PROBLEM DESCRIPTION: Below are entries; repeat exactly, and nothing else, the lines from the one holding "Give me the HTML source for this page." through the one holding "json request syntax</text>", inclusive. Leave the pictures out.

RECORD SET:
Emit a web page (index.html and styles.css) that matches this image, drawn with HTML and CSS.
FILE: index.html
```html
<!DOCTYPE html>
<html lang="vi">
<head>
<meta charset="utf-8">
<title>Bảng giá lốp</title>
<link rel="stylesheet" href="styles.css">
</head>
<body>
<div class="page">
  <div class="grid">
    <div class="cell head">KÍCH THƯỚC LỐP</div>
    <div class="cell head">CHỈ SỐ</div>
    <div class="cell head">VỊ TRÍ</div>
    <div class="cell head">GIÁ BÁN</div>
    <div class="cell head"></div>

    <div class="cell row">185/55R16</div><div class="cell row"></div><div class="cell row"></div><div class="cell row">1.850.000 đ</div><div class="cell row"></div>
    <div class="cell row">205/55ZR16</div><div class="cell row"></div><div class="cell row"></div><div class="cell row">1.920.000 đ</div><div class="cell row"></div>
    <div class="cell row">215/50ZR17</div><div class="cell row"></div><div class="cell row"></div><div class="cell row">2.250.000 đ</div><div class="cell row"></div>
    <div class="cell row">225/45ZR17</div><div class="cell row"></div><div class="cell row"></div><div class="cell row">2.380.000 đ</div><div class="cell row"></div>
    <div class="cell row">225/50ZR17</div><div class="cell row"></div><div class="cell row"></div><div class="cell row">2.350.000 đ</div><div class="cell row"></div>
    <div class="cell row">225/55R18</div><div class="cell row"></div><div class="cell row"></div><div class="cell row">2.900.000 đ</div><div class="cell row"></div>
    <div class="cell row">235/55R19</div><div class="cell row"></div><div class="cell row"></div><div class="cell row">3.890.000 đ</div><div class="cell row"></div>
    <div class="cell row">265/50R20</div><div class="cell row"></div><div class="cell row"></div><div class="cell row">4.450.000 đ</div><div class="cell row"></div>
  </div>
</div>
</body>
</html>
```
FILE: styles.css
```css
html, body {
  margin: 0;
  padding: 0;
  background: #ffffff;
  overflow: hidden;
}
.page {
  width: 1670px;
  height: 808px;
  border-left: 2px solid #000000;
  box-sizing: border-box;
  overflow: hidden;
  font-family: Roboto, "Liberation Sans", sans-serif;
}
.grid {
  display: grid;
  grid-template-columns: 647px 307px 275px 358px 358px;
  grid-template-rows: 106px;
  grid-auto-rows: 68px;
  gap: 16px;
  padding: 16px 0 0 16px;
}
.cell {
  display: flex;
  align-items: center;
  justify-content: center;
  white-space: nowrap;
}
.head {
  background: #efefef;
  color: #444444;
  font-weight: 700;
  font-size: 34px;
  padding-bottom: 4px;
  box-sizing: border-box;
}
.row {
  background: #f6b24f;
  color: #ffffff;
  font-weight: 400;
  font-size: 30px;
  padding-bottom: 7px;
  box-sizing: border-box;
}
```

* * *

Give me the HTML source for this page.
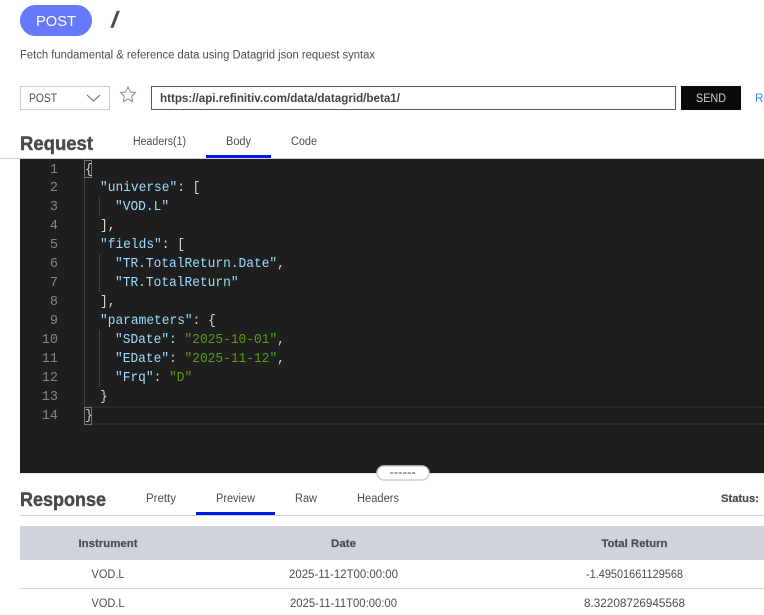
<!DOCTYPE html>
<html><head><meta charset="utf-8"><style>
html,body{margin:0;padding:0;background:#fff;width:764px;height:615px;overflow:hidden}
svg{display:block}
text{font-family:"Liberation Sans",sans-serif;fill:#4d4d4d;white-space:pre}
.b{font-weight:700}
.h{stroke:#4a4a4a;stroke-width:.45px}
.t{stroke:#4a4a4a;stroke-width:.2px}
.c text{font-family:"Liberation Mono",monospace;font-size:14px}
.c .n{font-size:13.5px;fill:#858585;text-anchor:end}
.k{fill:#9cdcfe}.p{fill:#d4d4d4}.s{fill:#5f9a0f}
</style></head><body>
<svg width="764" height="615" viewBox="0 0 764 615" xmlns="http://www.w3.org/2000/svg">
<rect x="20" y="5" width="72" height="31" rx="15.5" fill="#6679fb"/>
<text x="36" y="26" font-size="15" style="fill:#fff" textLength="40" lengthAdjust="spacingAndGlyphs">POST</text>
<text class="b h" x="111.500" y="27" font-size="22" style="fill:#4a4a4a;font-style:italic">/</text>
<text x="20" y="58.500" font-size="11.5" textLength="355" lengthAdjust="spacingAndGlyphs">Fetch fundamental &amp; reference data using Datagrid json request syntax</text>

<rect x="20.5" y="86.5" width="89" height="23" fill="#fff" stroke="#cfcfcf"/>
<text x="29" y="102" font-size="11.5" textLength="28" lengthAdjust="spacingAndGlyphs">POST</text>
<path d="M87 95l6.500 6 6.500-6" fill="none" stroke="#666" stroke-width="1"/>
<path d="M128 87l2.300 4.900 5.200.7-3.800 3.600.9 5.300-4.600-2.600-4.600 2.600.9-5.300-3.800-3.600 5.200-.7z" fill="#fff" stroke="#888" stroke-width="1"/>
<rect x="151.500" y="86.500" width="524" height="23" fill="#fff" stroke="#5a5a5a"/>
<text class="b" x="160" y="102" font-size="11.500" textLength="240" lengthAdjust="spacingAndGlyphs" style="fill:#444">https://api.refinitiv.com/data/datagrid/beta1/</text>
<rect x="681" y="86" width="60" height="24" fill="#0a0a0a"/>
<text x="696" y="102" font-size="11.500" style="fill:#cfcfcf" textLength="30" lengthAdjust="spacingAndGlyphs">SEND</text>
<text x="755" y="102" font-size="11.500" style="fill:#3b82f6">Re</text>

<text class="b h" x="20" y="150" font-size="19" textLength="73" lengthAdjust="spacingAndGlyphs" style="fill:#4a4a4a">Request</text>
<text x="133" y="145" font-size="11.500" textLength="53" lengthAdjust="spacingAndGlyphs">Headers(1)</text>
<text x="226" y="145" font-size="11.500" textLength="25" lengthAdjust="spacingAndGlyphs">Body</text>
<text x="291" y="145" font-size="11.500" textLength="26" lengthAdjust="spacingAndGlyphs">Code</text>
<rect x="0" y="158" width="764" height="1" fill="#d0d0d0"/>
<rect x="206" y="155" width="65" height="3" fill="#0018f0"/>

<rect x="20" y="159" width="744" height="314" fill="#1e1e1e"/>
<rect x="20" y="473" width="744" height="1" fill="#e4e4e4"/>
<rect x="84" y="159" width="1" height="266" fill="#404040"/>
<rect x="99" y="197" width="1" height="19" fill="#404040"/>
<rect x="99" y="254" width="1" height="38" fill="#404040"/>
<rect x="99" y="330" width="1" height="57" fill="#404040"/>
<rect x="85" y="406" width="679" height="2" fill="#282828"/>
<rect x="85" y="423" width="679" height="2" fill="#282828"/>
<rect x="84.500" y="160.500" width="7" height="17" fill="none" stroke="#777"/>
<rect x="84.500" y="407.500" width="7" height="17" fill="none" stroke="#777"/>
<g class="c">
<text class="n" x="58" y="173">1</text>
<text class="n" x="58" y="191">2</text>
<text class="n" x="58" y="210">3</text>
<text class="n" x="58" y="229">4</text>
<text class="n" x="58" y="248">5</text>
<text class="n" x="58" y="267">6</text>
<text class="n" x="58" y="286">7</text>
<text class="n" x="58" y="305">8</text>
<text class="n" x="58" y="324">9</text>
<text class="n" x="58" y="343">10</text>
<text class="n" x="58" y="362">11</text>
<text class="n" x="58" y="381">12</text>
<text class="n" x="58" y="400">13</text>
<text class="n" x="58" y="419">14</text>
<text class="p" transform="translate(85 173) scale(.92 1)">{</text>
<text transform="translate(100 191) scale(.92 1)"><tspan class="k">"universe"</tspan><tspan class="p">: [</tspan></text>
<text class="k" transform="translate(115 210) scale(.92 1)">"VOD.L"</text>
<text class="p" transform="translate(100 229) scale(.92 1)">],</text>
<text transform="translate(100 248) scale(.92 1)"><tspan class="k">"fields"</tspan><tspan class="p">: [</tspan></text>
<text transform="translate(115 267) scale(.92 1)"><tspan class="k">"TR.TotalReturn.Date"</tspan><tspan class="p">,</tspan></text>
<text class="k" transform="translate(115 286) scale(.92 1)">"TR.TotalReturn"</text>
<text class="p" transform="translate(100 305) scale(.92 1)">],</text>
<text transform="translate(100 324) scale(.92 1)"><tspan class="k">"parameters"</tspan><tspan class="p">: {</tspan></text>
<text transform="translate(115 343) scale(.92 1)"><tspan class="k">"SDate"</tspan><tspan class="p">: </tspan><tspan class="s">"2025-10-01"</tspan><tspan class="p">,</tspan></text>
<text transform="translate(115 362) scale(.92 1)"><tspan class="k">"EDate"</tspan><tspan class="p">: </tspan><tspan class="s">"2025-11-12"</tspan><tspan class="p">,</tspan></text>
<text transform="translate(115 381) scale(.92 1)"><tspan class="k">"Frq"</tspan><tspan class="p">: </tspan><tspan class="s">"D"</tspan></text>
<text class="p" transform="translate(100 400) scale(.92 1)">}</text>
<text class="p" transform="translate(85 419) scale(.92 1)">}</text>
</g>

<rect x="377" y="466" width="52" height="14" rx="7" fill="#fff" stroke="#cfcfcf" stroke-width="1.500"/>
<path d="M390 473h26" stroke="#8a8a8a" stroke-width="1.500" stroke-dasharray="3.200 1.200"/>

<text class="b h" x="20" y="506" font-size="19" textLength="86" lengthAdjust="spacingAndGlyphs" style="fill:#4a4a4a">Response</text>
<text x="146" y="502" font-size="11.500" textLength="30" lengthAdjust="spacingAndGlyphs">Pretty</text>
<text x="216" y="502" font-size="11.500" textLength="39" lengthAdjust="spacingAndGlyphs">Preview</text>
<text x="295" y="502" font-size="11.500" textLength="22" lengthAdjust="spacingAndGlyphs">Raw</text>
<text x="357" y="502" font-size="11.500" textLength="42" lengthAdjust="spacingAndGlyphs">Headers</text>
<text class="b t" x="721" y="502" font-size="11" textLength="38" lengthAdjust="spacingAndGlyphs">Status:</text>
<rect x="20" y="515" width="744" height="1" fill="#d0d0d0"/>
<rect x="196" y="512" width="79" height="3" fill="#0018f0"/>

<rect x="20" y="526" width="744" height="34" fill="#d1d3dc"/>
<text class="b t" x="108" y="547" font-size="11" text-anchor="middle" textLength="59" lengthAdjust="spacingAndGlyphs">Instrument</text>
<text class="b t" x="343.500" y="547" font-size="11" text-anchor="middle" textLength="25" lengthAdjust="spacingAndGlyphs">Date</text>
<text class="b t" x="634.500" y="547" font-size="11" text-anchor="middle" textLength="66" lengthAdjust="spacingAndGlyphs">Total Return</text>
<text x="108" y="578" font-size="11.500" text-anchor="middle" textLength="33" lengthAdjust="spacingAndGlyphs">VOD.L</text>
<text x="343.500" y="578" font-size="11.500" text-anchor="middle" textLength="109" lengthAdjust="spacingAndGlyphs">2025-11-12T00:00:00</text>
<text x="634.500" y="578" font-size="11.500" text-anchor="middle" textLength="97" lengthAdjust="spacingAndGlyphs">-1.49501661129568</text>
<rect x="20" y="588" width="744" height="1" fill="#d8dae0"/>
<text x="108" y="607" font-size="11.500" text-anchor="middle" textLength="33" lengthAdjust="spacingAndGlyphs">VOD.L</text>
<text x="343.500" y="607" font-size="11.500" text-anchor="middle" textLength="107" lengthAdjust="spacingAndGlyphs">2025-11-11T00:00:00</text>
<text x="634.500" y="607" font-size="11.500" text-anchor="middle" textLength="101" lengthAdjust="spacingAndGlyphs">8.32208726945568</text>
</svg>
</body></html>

---

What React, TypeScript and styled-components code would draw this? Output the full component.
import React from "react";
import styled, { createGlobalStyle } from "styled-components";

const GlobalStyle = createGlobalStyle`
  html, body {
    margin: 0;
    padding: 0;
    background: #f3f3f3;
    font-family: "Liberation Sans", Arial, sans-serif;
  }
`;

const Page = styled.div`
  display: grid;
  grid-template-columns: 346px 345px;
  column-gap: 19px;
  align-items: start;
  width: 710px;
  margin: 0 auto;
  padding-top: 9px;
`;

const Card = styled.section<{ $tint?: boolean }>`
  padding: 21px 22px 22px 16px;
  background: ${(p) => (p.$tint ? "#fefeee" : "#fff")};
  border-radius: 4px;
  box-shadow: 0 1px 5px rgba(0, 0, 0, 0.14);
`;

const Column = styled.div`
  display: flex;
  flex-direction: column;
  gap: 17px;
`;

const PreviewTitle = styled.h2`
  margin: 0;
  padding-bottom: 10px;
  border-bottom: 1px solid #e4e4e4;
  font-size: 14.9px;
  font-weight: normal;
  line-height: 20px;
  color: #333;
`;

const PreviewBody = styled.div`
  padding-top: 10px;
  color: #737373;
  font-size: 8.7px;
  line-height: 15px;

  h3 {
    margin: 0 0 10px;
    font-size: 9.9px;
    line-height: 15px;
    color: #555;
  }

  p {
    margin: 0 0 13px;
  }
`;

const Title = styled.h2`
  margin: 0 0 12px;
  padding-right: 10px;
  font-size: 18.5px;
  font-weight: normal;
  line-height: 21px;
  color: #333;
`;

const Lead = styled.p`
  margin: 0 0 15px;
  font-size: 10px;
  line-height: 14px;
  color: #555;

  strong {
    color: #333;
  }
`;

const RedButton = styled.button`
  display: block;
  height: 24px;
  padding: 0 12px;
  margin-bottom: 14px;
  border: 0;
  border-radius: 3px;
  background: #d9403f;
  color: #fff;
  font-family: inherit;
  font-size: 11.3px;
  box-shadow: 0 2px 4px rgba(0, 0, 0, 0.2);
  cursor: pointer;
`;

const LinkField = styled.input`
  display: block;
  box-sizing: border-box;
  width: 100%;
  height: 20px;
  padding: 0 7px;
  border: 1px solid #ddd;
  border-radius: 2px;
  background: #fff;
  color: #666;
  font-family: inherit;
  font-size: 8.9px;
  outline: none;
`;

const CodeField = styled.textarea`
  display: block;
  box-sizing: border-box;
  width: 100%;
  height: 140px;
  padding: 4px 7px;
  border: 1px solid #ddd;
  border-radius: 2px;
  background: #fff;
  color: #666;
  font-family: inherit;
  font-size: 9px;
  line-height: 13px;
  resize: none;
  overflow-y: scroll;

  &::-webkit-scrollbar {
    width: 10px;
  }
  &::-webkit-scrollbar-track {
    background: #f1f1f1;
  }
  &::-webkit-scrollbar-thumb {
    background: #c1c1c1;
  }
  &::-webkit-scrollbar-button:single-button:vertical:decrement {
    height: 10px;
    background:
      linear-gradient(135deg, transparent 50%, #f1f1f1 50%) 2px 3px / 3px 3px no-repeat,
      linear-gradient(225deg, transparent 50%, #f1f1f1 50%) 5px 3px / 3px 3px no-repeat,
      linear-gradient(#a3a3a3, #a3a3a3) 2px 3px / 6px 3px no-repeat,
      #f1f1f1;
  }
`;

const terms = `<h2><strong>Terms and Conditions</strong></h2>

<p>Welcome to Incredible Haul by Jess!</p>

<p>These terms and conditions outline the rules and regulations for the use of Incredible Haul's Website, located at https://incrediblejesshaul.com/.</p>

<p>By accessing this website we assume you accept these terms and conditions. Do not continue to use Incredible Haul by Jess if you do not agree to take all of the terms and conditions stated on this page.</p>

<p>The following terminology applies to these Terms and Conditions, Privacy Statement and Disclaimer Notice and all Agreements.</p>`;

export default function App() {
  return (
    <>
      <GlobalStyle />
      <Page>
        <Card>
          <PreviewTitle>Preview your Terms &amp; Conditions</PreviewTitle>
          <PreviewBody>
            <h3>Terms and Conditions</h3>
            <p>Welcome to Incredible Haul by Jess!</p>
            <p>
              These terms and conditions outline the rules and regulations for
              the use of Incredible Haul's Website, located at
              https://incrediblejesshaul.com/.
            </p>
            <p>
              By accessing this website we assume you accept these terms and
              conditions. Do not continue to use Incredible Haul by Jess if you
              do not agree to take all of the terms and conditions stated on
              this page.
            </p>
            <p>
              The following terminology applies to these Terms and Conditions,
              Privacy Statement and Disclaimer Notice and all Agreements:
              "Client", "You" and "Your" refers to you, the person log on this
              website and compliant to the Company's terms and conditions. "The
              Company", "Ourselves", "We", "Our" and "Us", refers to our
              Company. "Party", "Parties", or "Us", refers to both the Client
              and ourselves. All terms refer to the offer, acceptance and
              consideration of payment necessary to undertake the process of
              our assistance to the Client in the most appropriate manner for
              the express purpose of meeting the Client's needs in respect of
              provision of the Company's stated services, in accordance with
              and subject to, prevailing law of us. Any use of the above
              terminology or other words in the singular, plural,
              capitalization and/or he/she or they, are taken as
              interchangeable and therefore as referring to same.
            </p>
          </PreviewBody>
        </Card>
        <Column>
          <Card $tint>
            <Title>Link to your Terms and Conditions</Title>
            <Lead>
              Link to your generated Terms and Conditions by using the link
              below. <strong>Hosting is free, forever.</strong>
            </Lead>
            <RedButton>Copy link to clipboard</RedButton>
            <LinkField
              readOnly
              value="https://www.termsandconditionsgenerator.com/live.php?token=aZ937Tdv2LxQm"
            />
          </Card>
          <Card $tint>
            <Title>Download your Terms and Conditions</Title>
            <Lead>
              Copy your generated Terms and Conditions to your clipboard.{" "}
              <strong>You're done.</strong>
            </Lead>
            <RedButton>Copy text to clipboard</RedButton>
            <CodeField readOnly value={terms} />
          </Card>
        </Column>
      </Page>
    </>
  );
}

OUTPUT OF THE EXERCISE:
Give me the HTML source for this page.
<!DOCTYPE html>
<html><head><meta charset="utf-8"><style>
html,body{margin:0;padding:0;background:#fff;width:764px;height:615px;overflow:hidden}
svg{display:block}
text{font-family:"Liberation Sans",sans-serif;fill:#4d4d4d;white-space:pre}
.b{font-weight:700}
.h{stroke:#4a4a4a;stroke-width:.45px}
.t{stroke:#4a4a4a;stroke-width:.2px}
.c text{font-family:"Liberation Mono",monospace;font-size:14px}
.c .n{font-size:13.5px;fill:#858585;text-anchor:end}
.k{fill:#9cdcfe}.p{fill:#d4d4d4}.s{fill:#5f9a0f}
</style></head><body>
<svg width="764" height="615" viewBox="0 0 764 615" xmlns="http://www.w3.org/2000/svg">
<rect x="20" y="5" width="72" height="31" rx="15.5" fill="#6679fb"/>
<text x="36" y="26" font-size="15" style="fill:#fff" textLength="40" lengthAdjust="spacingAndGlyphs">POST</text>
<text class="b h" x="111.500" y="27" font-size="22" style="fill:#4a4a4a;font-style:italic">/</text>
<text x="20" y="58.500" font-size="11.5" textLength="355" lengthAdjust="spacingAndGlyphs">Fetch fundamental &amp; reference data using Datagrid json request syntax</text>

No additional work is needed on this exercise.